DO THIS: List each line of the data in which the string "with" appears.

## start SOURCE DATA

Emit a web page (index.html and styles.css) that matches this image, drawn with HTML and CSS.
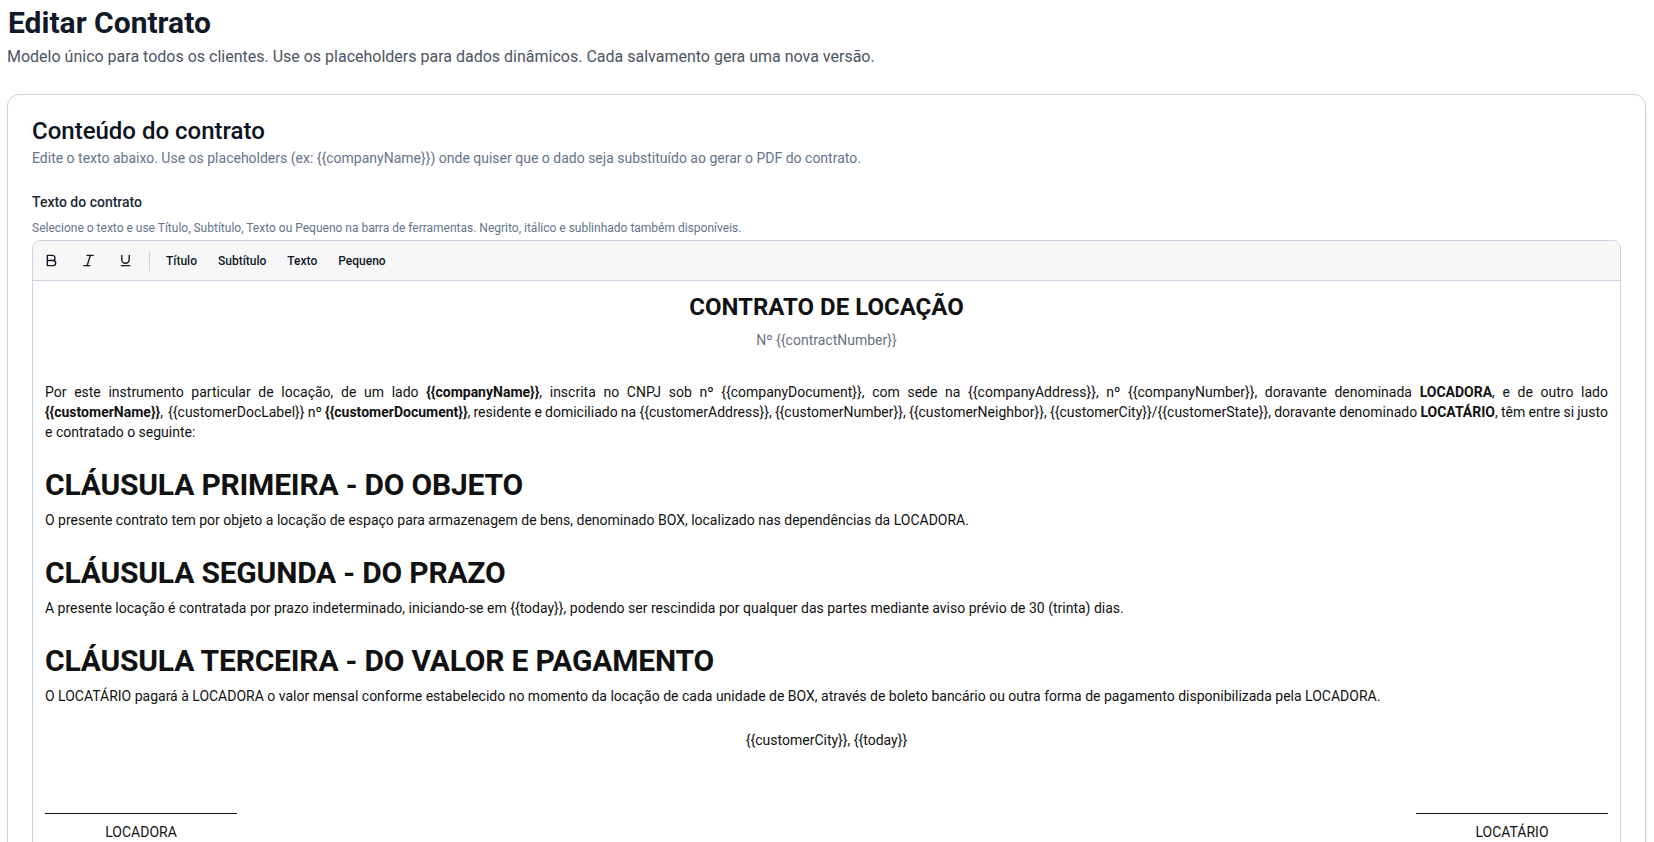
FILE: index.html
```html
<!DOCTYPE html>
<html lang="pt-BR">
<head>
    <meta charset="UTF-8">
    <meta name="viewport" content="width=device-width, initial-scale=1.0">
    <title>Editar Contrato</title>
    <link rel="stylesheet" href="styles.css">
</head>
<body>
    <main class="page">
        <header class="page-header">
            <h1>Editar Contrato</h1>
            <p>Modelo único para todos os clientes. Use os placeholders para dados dinâmicos. Cada salvamento gera uma nova versão.</p>
        </header>

        <!-- Contract card -->
        <section class="card">
            <h2 class="card-title">Conteúdo do contrato</h2>
            <p class="card-desc">Edite o texto abaixo. Use os placeholders (ex: {{companyName}}) onde quiser que o dado seja substituído ao gerar o PDF do contrato.</p>

            <label class="field-label" for="contractEditor">Texto do contrato</label>
            <p class="field-hint">Selecione o texto e use Título, Subtítulo, Texto ou Pequeno na barra de ferramentas. Negrito, itálico e sublinhado também disponíveis.</p>

            <div class="editor">
                <div class="toolbar">
                    <button class="tool-icon" title="Negrito">
                        <svg viewBox="0 0 14 14"><path d="M2.5 1.5h5.5a2.75 2.75 0 0 1 0 5.5H2.5z M2.5 7h6.25a2.75 2.75 0 0 1 0 5.5H2.5z"/></svg>
                    </button>
                    <button class="tool-icon" title="Itálico">
                        <svg viewBox="0 0 14 14"><line x1="5.5" y1="1.5" x2="12" y2="1.5"/><line x1="2" y1="12.5" x2="8.5" y2="12.5"/><line x1="9" y1="1.5" x2="5.5" y2="12.5"/></svg>
                    </button>
                    <button class="tool-icon" title="Sublinhado">
                        <svg viewBox="0 0 14 14"><path d="M3 1.5v4.5a4 4 0 0 0 8 0V1.5"/><line x1="2.5" y1="12.5" x2="11.5" y2="12.5"/></svg>
                    </button>
                    <span class="tool-sep"></span>
                    <button class="tool-text">Título</button>
                    <button class="tool-text">Subtítulo</button>
                    <button class="tool-text">Texto</button>
                    <button class="tool-text">Pequeno</button>
                </div>

                <div class="doc" id="contractEditor" contenteditable="true">
                    <h3 class="doc-title">CONTRATO DE LOCAÇÃO</h3>
                    <p class="doc-number">Nº {{contractNumber}}</p>

                    <p class="doc-intro">Por este instrumento particular de locação, de um lado <b>{{companyName}}</b>, inscrita no CNPJ sob nº {{companyDocument}}, com sede na {{companyAddress}}, nº {{companyNumber}}, doravante denominada <b>LOCADORA</b>, e de outro lado <b>{{customerName}}</b>, <span class="tight">{{customerDocLabel}} nº <b>{{customerDocument}}</b>, residente e domiciliado na {{customerAddress}}, {{customerNumber}}, {{customerNeighbor}}, {{customerCity}}/{{customerState}}, doravante denominado <b>LOCATÁRIO</b>, têm entre si justo</span> e&nbsp;contratado o seguinte:</p>

                    <h4 class="clause">CLÁUSULA PRIMEIRA - DO OBJETO</h4>
                    <p>O presente contrato tem por objeto a locação de espaço para armazenagem de bens, denominado BOX, localizado nas dependências da LOCADORA.</p>

                    <h4 class="clause">CLÁUSULA SEGUNDA - DO PRAZO</h4>
                    <p>A presente locação é contratada por prazo indeterminado, iniciando-se em {{today}}, podendo ser rescindida por qualquer das partes mediante aviso prévio de 30 (trinta) dias.</p>

                    <h4 class="clause">CLÁUSULA TERCEIRA - DO VALOR E PAGAMENTO</h4>
                    <p>O LOCATÁRIO pagará à LOCADORA o valor mensal conforme estabelecido no momento da locação de cada unidade de BOX, através de boleto bancário ou outra forma de pagamento disponibilizada pela LOCADORA.</p>

                    <p class="doc-place">{{customerCity}}, {{today}}</p>

                    <div class="signatures">
                        <div class="signature">LOCADORA</div>
                        <div class="signature">LOCATÁRIO</div>
                    </div>
                </div>
            </div>
        </section>
    </main>
</body>
</html>
```

FILE: styles.css
```css
/* General */
body {
    margin: 0;
    font-family: Roboto, 'Segoe UI', Arial, sans-serif;
    color: #0f172a;
    background: #fff;
}

.page {
    padding: 5px 8px 40px 7px;
}

.page-header h1 {
    margin: 0;
    font-size: 30px;
    line-height: 36px;
    font-weight: 700;
    color: #111827;
    padding-left: 1px;
}

.page-header p {
    margin: 4px 0 0;
    font-size: 16px;
    line-height: 24px;
    color: #4b5563;
}

/* Card */
.card {
    margin-top: 25px;
    border: 1px solid #cbd5e1;
    border-radius: 12px;
    padding: 22px 24px 24px;
    box-shadow: 0 1px 3px rgba(15, 23, 42, 0.08);
}

.card-title {
    margin: 0;
    font-size: 24px;
    line-height: 28px;
    font-weight: 500;
    color: #0b1220;
}

.card-desc {
    margin: 3px 0 0;
    font-size: 14px;
    line-height: 20px;
    color: #64748b;
}

.field-label {
    display: block;
    margin-top: 24px;
    font-size: 14px;
    line-height: 20px;
    font-weight: 500;
    color: #1e293b;
}

.field-hint {
    margin: 8px 0 4px;
    font-size: 12px;
    line-height: 16px;
    color: #64748b;
}

/* Editor */
.editor {
    border: 1px solid #cbd5e1;
    border-radius: 8px;
    overflow: hidden;
}

.toolbar {
    display: flex;
    align-items: center;
    gap: 5px;
    height: 39px;
    padding: 0 2px;
    background: #f7f7f8;
    border-bottom: 1px solid #cbd5e1;
}

.toolbar button {
    border: none;
    background: none;
    font-family: inherit;
    color: #0f172a;
    cursor: pointer;
    border-radius: 4px;
}

.toolbar button:hover {
    background: #e5e7eb;
}

.tool-icon {
    width: 32px;
    height: 28px;
    display: flex;
    align-items: center;
    justify-content: center;
    padding: 0;
}

.tool-icon svg {
    width: 13px;
    height: 13px;
    fill: none;
    stroke: #111827;
    stroke-width: 1.5;
    stroke-linecap: round;
    stroke-linejoin: round;
}

.tool-sep {
    width: 1px;
    height: 20px;
    margin: 0 3px;
    background: #cbd5e1;
}

.tool-text {
    padding: 6px 8px;
    font-size: 12px;
    font-weight: 500;
}

/* Document */
.doc {
    padding: 12px 12px 24px;
    font-size: 14px;
    line-height: 20px;
    color: #111;
    outline: none;
}

.doc p {
    margin: 0;
}

.doc-title {
    margin: 0;
    text-align: center;
    font-size: 24px;
    line-height: 28px;
    font-weight: 700;
}

.doc-number {
    margin-top: 9px !important;
    text-align: center;
    color: #6b7280;
}

.doc-intro {
    margin-top: 32px !important;
    text-align: justify;
}

.doc-intro .tight {
    word-spacing: -2px;
}

.clause {
    margin: 25px 0 7px;
    font-size: 30px;
    line-height: 36px;
    font-weight: 700;
    letter-spacing: -0.2px;
}

.doc-place {
    margin-top: 24px !important;
    text-align: center;
}

.signatures {
    display: flex;
    justify-content: space-between;
    margin-top: 63px;
}

.signature {
    width: 192px;
    border-top: 1px solid #111;
    padding-top: 8px;
    text-align: center;
}
```
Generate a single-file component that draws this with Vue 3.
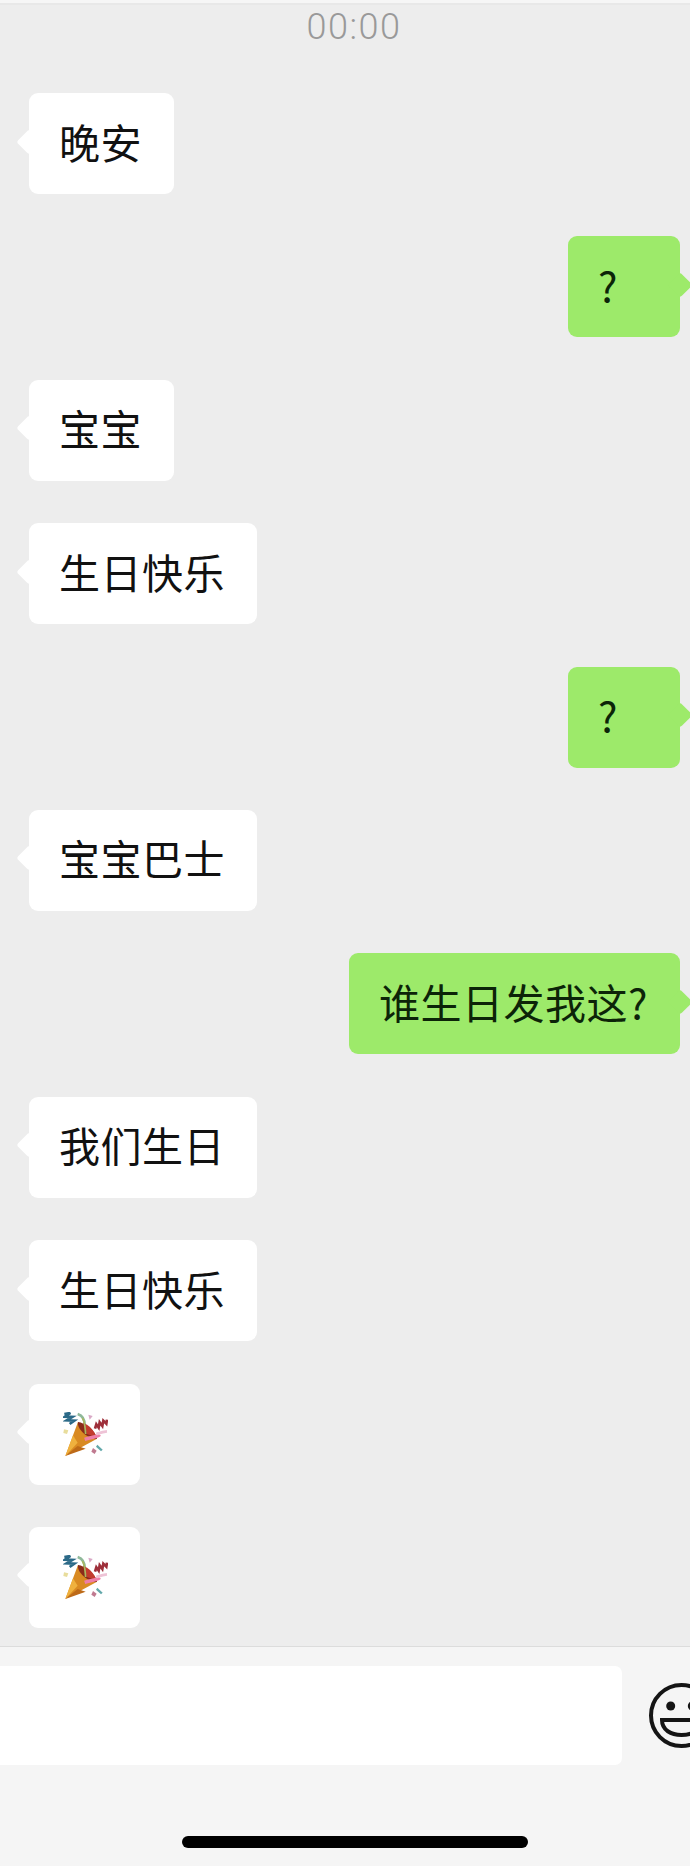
<template>
  <div class="page">
    <div class="top-strip"></div>
    <div class="time">00:00</div>

    <div class="messages">
      <div v-for="msg in messages" :key="msg.id" class="row" :class="msg.mine ? 'mine' : 'theirs'">
        <div class="bubble" :class="{ 'emoji-bubble': msg.emoji }">
          <svg v-if="msg.emoji" class="party" viewBox="0 0 135 135">
            <!-- streamers behind the cone -->
            <path d="M4 6l18-3-16 11 22 1-17 10 23 1-14 10" fill="none" stroke="#2c6a88" stroke-width="8" />
            <path d="M44 6c14 4 22 16 22 38" fill="none" stroke="#8fb99a" stroke-width="8" />
            <!-- cone -->
            <path d="M7 132L45 30l57 50z" fill="#d98a22" />
            <path d="M7 132L30 70l14 22z" fill="#efb13e" />
            <path d="M7 132l37-30 24 8z" fill="#bd6a18" />
            <path d="M45 30c20 2 54 28 57 50-18 6-62-26-57-50z" fill="#8a2c1a" />
            <path d="M60 32c16 6 34 22 40 44l-28-10z" fill="#c23b2e" />
            <path d="M58 18c8 10 8 30 10 48" fill="none" stroke="#a8b860" stroke-width="5" />
            <!-- pink streamer -->
            <path d="M65 82c24-8 38-6 45-14" fill="none" stroke="#ee7ea6" stroke-width="10" />
            <path d="M100 66c12-4 20-7 32-8" fill="none" stroke="#eec3d6" stroke-width="8" />
            <!-- red squiggle -->
            <path d="M96 50l4-13 7 10 3-16 8 11 3-16 9 9 2-12" fill="none" stroke="#9e2f3a" stroke-width="8" />
            <!-- confetti -->
            <path d="M76 8l13 4-9 11z" fill="#d9a9c6" />
            <path d="M3 52l13 3-4 11-11-3z" fill="#e8dd9c" />
            <path d="M103 98l16 15-5 5-15-14z" fill="#62a8aa" />
            <path d="M90 108l11 8-6 10-10-7z" fill="#c07a90" />
          </svg>
          <template v-else>{{ msg.text }}</template>
        </div>
      </div>
    </div>

    <div class="footer">
      <div class="input-row">
        <div class="input"></div>
        <svg class="smiley" viewBox="0 0 65 65">
          <circle cx="32.5" cy="32.5" r="30.5" fill="none" stroke="#151515" stroke-width="4" />
          <circle cx="21.7" cy="23" r="4.5" fill="#151515" />
          <circle cx="43.3" cy="23" r="4.5" fill="#151515" />
          <path d="M13 37H52C52 47 43 52 32.5 52S13 47 13 37Z" fill="none" stroke="#151515" stroke-width="4" />
        </svg>
      </div>
      <div class="home-bar"></div>
    </div>
  </div>
</template>

<script setup>
const messages = [
  { id: 1, text: '晚安' },
  { id: 2, text: '?', mine: true },
  { id: 3, text: '宝宝' },
  { id: 4, text: '生日快乐' },
  { id: 5, text: '?', mine: true },
  { id: 6, text: '宝宝巴士' },
  { id: 7, text: '谁生日发我这?', mine: true },
  { id: 8, text: '我们生日' },
  { id: 9, text: '生日快乐' },
  { id: 10, emoji: true },
  { id: 11, emoji: true }
]
</script>

<style>
html, body { margin: 0; background: #ededed; }
</style>

<style scoped>
.page {
  width: 690px;
  height: 1866px;
  display: flex;
  flex-direction: column;
  overflow: hidden;
  background: #ededed;
  font-family: "Noto Sans CJK SC", "Liberation Sans", sans-serif;
}
.top-strip {
  height: 3px;
  background: #f6f6f6;
  border-bottom: 2px solid #e8e8e8;
  flex: none;
}
.time {
  height: 88px;
  padding-left: 18px;
  padding-top: 4px;
  box-sizing: border-box;
  flex: none;
  text-align: center;
  font-family: Roboto, "Liberation Sans", sans-serif;
  font-weight: 300;
  font-size: 36px;
  line-height: 36px;
  letter-spacing: 1.5px;
  color: #999;
}
.messages {
  flex: 1;
  display: flex;
  flex-direction: column;
  gap: 42.4px;
  padding: 0 10px 0 29px;
}
.row { display: flex; }
.row.mine { justify-content: flex-end; }
.bubble {
  position: relative;
  height: 101px;
  min-width: 112px;
  box-sizing: border-box;
  padding: 0 32px 6px 30px;
  display: flex;
  align-items: center;
  border-radius: 9px;
  background: #fff;
  color: #111;
  font-size: 41px;
  letter-spacing: 0.5px;
  white-space: nowrap;
}
.mine .bubble {
  background: #9dea6a;
  color: #0c2408;
}
.bubble::before {
  content: "";
  position: absolute;
  top: calc(50% - 11px);
  width: 18px;
  height: 18px;
  border-radius: 3px;
  background: inherit;
  transform: rotate(45deg);
}
.theirs .bubble::before { left: -9px; }
.mine .bubble::before { right: -9px; }
.emoji-bubble { padding: 0 32px 0 34px; min-width: 0; }
.party { width: 45px; height: 45px; flex: none; filter: blur(0.4px); }
.footer {
  height: 220px;
  flex: none;
  box-sizing: border-box;
  padding-top: 19px;
  border-top: 1px solid #dcdcdc;
  background: #f5f5f5;
}
.input-row {
  display: flex;
  align-items: center;
  gap: 27px;
}
.input {
  width: 622px;
  height: 99px;
  flex: none;
  border-radius: 0 7px 7px 0;
  background: #fff;
}
.smiley { width: 65px; height: 65px; flex: none; }
.home-bar {
  width: 346px;
  height: 12px;
  margin: 71px 0 0 182px;
  border-radius: 6px;
  background: #000;
}
</style>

## end SOURCE DATA

FINISHED TASK:
Emit a web page (index.html and styles.css) that matches this image, drawn with HTML and CSS.
Generate a single-file component that draws this with Vue 3.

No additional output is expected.